The fine script surrounds Monroe with excellent character actors, especially Eileen Heckart, who is always wonderful even in lousy films. The theatricality is obvious, what with Don Murray, in his first screen role, directed to be over-the-top. His bumpkin cowpoke has to be a galoot to make the story work, but it would have helped if he were just a little bit more likeable. No matter how well he transforms from a wild animal to a slightly less wild animal, he doesn't seem to be the right catch for Monroe.

Especially notable about this release of Bus Stop is its image restoration. Of all the films, this one previously looked the worst on television, with depressingly faded color. Savant had also never seen it properly letterboxed, so the DVD was an extra treat. The showcase scene of Marilyn trying to sing in the honky-tonk bar, awkwardly kicking switches to change her mood lighting, works much better in the wider format.

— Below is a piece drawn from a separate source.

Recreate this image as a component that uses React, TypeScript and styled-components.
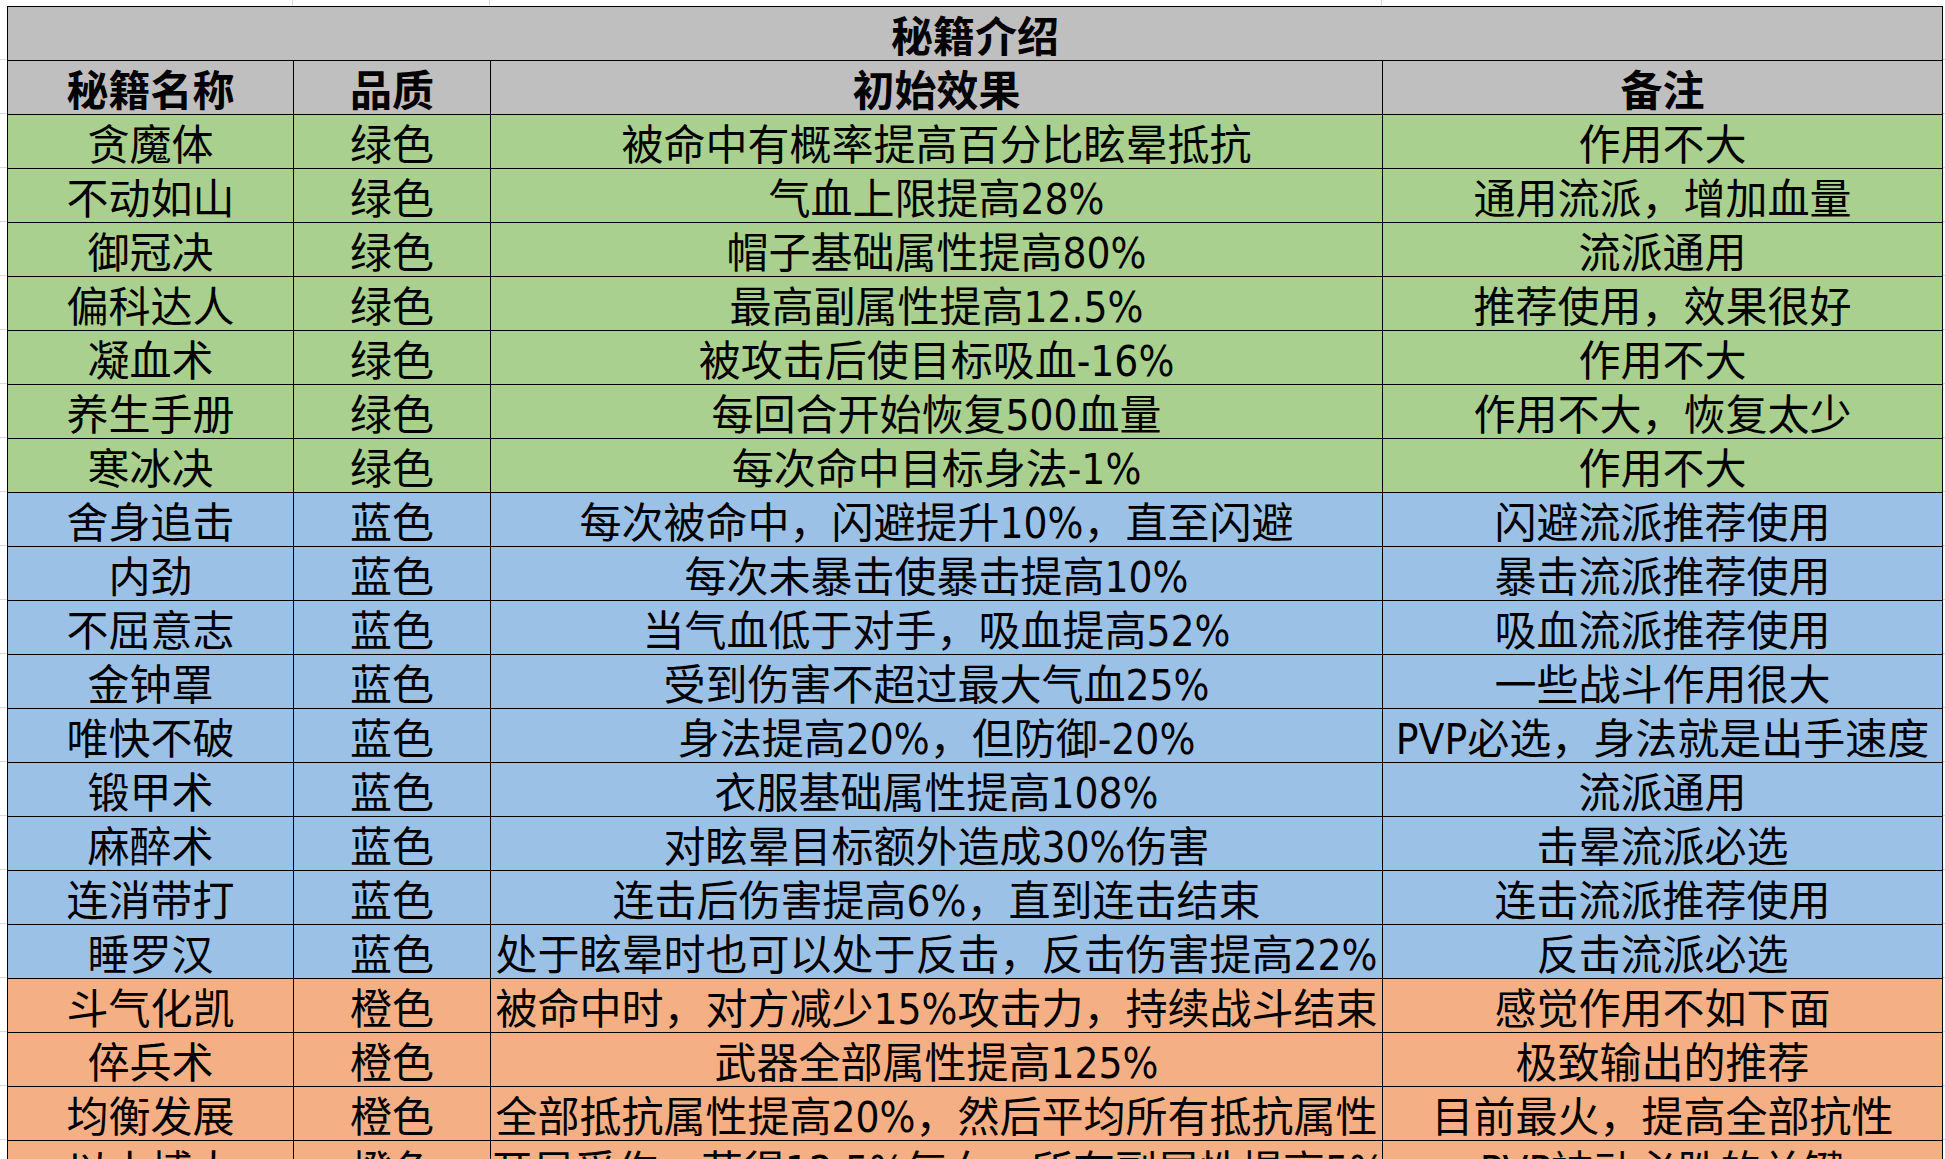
import React from 'react';
import styled, { createGlobalStyle } from 'styled-components';

type Tone = 'green' | 'blue' | 'orange';

const tones: Record<Tone, string> = {
  green: '#a9d08e',
  blue: '#9bc2e6',
  orange: '#f4b084',
};

const GlobalStyle = createGlobalStyle`
  html, body {
    margin: 0;
    padding: 0;
    background: #fff;
    overflow: hidden;
  }
  body {
    font-family: "Liberation Sans Narrow", "DejaVu Sans Condensed", "Noto Sans CJK SC", sans-serif;
    color: #000;
  }
`;

// faint spreadsheet grid that peeks out above and left of the table
const Sheet = styled.div`
  width: 1945px;
  height: 1159px;
  overflow: hidden;
  box-sizing: border-box;
  padding: 6px 0 0 7px;
  background-color: #fff;
  background-image:
    linear-gradient(to right, transparent 292px, #d9d9d9 292px, #d9d9d9 293px, transparent 293px),
    linear-gradient(to right, transparent 489px, #d9d9d9 489px, #d9d9d9 490px, transparent 490px),
    linear-gradient(to right, transparent 1381px, #d9d9d9 1381px, #d9d9d9 1382px, transparent 1382px),
    repeating-linear-gradient(to bottom, transparent 0, transparent 53px, #d9d9d9 53px, #d9d9d9 54px);
  background-position: 0 0, 0 0, 0 0, 0 6px;
`;

const Table = styled.table`
  width: 1936px;
  table-layout: fixed;
  border-collapse: collapse;
`;

const Row = styled.tr<{ $tone?: Tone }>`
  height: 54px;
  background: ${(p) => (p.$tone ? tones[p.$tone] : '#bfbfbf')};
`;

const Cell = styled.td`
  border: 1px solid #000;
  padding: 8px 0 0;
  height: 45px;
  line-height: 45px;
  font-size: 42px;
  text-align: center;
  vertical-align: top;
  white-space: nowrap;
  overflow: hidden;
`;

const HeadCell = styled(Cell).attrs({ as: 'th' })`
  font-weight: 700;
`;

const columns = ['秘籍名称', '品质', '初始效果', '备注'];
const widths = [286, 197, 892, 560];

const rows: [string, string, string, string, Tone][] = [
  ['贪魔体', '绿色', '被命中有概率提高百分比眩晕抵抗', '作用不大', 'green'],
  ['不动如山', '绿色', '气血上限提高28%', '通用流派，增加血量', 'green'],
  ['御冠决', '绿色', '帽子基础属性提高80%', '流派通用', 'green'],
  ['偏科达人', '绿色', '最高副属性提高12.5%', '推荐使用，效果很好', 'green'],
  ['凝血术', '绿色', '被攻击后使目标吸血-16%', '作用不大', 'green'],
  ['养生手册', '绿色', '每回合开始恢复500血量', '作用不大，恢复太少', 'green'],
  ['寒冰决', '绿色', '每次命中目标身法-1%', '作用不大', 'green'],
  ['舍身追击', '蓝色', '每次被命中，闪避提升10%，直至闪避', '闪避流派推荐使用', 'blue'],
  ['内劲', '蓝色', '每次未暴击使暴击提高10%', '暴击流派推荐使用', 'blue'],
  ['不屈意志', '蓝色', '当气血低于对手，吸血提高52%', '吸血流派推荐使用', 'blue'],
  ['金钟罩', '蓝色', '受到伤害不超过最大气血25%', '一些战斗作用很大', 'blue'],
  ['唯快不破', '蓝色', '身法提高20%，但防御-20%', 'PVP必选，身法就是出手速度', 'blue'],
  ['锻甲术', '蓝色', '衣服基础属性提高108%', '流派通用', 'blue'],
  ['麻醉术', '蓝色', '对眩晕目标额外造成30%伤害', '击晕流派必选', 'blue'],
  ['连消带打', '蓝色', '连击后伤害提高6%，直到连击结束', '连击流派推荐使用', 'blue'],
  ['睡罗汉', '蓝色', '处于眩晕时也可以处于反击，反击伤害提高22%', '反击流派必选', 'blue'],
  ['斗气化凯', '橙色', '被命中时，对方减少15%攻击力，持续战斗结束', '感觉作用不如下面', 'orange'],
  ['倅兵术', '橙色', '武器全部属性提高125%', '极致输出的推荐', 'orange'],
  ['均衡发展', '橙色', '全部抵抗属性提高20%，然后平均所有抵抗属性', '目前最火，提高全部抗性', 'orange'],
  ['以小搏大', '橙色', '开局受伤，获得12.5%气血，所有副属性提高5%', 'PVP被动必胜的关键', 'orange'],
];

export default function App() {
  return (
    <>
      <GlobalStyle />
      <Sheet>
        <Table>
          <colgroup>
            {widths.map((w) => (
              <col key={w} style={{ width: w }} />
            ))}
          </colgroup>
          <thead>
            <Row>
              <HeadCell colSpan={4}>秘籍介绍</HeadCell>
            </Row>
            <Row>
              {columns.map((c) => (
                <HeadCell key={c}>{c}</HeadCell>
              ))}
            </Row>
          </thead>
          <tbody>
            {rows.map(([name, grade, effect, note, tone]) => (
              <Row key={name} $tone={tone}>
                <Cell>{name}</Cell>
                <Cell>{grade}</Cell>
                <Cell>{effect}</Cell>
                <Cell>{note}</Cell>
              </Row>
            ))}
          </tbody>
        </Table>
      </Sheet>
    </>
  );
}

The extra documentary disc.

An extra disc in the box set is entitled Marilyn Monroe: The Final Days, and contains an AMC cable television show by Patty Ivins and Kevin Burns, with narration by James Coburn. There are lots of sub-par AMC docus to be seen, but this one has substance and perspective. The unedited footage from the aborted Something's Gotta Give has been shown in ghoulish glimpses and bits for 40 years, but here we get an honest and thorough look at the entire set of raw dailies. In almost every take, Marilyn comes off as disoriented and strained, incapable of good work, for whatever reason.

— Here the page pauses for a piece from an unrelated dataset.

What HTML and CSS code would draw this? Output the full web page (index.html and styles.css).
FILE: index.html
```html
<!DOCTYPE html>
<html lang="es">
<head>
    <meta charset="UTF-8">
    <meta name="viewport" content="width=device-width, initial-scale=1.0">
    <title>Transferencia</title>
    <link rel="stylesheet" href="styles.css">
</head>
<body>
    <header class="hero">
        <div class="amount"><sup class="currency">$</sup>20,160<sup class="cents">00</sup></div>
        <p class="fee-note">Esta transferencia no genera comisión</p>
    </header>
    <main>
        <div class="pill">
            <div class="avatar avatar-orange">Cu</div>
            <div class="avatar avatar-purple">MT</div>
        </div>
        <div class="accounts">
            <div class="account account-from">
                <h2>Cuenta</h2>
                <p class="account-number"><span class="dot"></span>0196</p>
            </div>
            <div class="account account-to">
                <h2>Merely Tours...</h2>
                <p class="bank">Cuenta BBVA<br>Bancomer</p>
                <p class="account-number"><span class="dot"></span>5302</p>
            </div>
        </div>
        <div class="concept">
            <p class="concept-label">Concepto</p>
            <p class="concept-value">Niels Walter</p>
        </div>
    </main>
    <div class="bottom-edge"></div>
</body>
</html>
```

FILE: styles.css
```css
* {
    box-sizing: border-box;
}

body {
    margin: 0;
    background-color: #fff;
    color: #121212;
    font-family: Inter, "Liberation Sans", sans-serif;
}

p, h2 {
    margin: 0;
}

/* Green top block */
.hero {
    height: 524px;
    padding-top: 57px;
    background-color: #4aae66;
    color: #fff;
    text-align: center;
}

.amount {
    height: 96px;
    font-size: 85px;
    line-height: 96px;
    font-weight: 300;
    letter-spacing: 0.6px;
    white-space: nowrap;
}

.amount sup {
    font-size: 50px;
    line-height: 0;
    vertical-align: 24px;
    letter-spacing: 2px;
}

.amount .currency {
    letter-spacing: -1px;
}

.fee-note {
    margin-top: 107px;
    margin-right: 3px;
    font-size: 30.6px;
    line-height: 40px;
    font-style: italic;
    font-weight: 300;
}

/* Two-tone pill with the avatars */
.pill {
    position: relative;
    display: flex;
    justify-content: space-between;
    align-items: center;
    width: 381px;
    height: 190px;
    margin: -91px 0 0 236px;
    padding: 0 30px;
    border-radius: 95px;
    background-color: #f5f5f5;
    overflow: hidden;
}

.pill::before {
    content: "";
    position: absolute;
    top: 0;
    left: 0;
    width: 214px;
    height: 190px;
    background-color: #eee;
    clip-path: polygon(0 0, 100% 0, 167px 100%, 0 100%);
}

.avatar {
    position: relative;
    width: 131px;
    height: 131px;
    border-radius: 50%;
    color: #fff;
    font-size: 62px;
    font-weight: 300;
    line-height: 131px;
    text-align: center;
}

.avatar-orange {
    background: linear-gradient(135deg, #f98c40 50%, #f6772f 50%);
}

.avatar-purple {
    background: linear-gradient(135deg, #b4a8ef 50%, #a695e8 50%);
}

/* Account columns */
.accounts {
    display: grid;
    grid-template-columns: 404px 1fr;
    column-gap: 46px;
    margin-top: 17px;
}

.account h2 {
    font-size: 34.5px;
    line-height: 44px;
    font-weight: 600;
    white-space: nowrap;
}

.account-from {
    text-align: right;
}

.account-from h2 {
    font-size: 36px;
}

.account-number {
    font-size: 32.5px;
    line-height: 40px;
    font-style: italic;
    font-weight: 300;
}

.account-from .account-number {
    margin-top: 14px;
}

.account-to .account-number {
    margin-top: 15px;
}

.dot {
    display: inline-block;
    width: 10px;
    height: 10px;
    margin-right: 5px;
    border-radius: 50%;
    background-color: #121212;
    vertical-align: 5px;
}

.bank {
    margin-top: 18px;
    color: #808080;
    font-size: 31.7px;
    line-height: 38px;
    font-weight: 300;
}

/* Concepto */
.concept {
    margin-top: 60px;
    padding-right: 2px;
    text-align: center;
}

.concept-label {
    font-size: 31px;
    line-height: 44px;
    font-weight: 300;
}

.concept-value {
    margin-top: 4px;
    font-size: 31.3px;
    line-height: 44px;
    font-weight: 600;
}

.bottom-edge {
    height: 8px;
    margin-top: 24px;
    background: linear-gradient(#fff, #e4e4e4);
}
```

It's a good docu, with frank discussions of the kind of sticky production intrigues that studios usually avoid in favor of publicity pap. The movie was intended as a remake of My Favorite Wife, and eventually done as Move Over, Darling, with Doris Day. Playing a woman with children for the first time might have begun a great central section for Monroe's career, but as the dailies make very clear, her performance is forced and distracted, not quite as pathetic as Judy Garland's for Annie Get Your Gun, but just as useless.


The restoration demonstrations on each disc deserve a close look. Obviously proud of their fine work on this set, Fox does real comparisons with previous video masters, where we can plainly see beyond the color improvement to notice that some older letterboxed transfers (especially Bus Stop) had indeed been 'zoomboxed.' This was a term Savant first read in Video Watchdog, which blew the whistle on laserdisc transfers where the image was surreptitiously blown up a bit to enlarge actors' faces, and then matted back down to conform to the expected letterbox.

Even more dramatic is the digital video cleanup, when a second comparison is made between the restored film element, and the final video. All manner of scratches, splotches, printing irregularities, digs, and other blemishes have been eliminated. Yes, the film has to some extent been 'repainted', but it just plain looks great. Especially improved in all of the Eastman 'Color by Deluxe' titles are the splice points between original negative and the optical negatives of dissolves, effects, etc. In older copies of The Seven Year Itch, every time one of Tom Ewell's fantasies began or ended, a jolting color and grain shift would occur across the splice. You can still see them, but just barely. These final digital fixes are for video presentations, it must be remembered, and do not represent a real film restoration, so we hope that the negatives, etc., of these pictures are being backed up with good restored print material at the same time. This is convincing evidence of good work.


On a scale of Excellent, Good, Fair, and Poor,
Marilyn Monroe, The Diamond Collection rates:
Video: Excellent
Sound: Excellent
Supplements: Blondes = Trailers, Newsreel of Monroe and Russell @ Grauman's Chinese, Restoration Comparison, One Sheet Post Card (really a One Sheet), One Sheet (really a lobby card);
Millionaire = American, Italian, German Trailers, Newsreel of Premiere.
Business = Trailers (2 American, 1 Portuguese), Restoration Comparison, One Sheet.
Itch = AMC docu, Newsreel of preview,
Bus = Trailer, Restoration Comparison, Lobby Cards.
The Final Days = Newsreel for CinemaScope, Cleopatra trailer.